From: MShuttleworth at slv.vic.gov.au <MShuttleworth>
Date: Tue, 8 Nov 2005 10:24:32 +1100

I wasn't aware that the Ahlbergs Peepo underwent translation for American readers. I wonder how it would read as Peek-a-boo. As a parent we read and read and read this and I still love it. This book is worth a thesis alone. Why? I think it teaches children (and their parents) to look. It guides the eye, teaches to make connections within scenes and across pages.

There are so many dynamics at work: The immediate family ("she wants him on her knee") the way dad's clothes are casually hooked upon the end of the bed, the adventures in the park and the presence of both mother and grandma...the tassles blowing in the breeze. The historical setting lends a quiet memoir-esque quality and an authenticity that you can't find in their metafictional stories (Jolly Postman, etc) When I look at Bob Graham's books (Let's Get A Pup, Red Woollen Blanket, etc I see the same rumpled charm that permeates Peepo. It wears its cleverness, its genius, on the inside if you like.

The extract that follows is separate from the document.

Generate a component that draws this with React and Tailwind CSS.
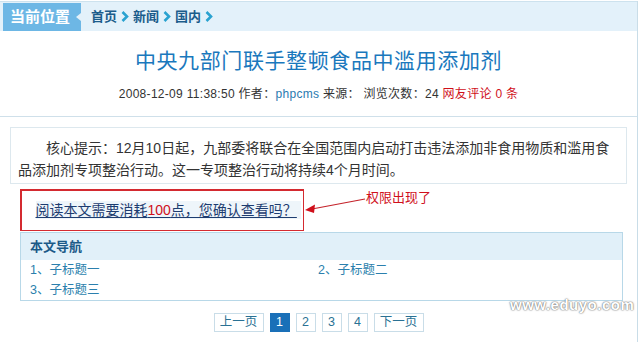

The text is easy and unforced. It has the same comfortable, rounded slightly worn feel that the pictures have.


But what caps it for me is the final scene at the top of the stairs. We are looking at the mirror, its rainbow rim, and the mirror (or the family including the baby) are looking back at the reader. It's the detail that makes me love it. Peepo is seamless and brilliant. I don't think the Ahlbergs did a better book.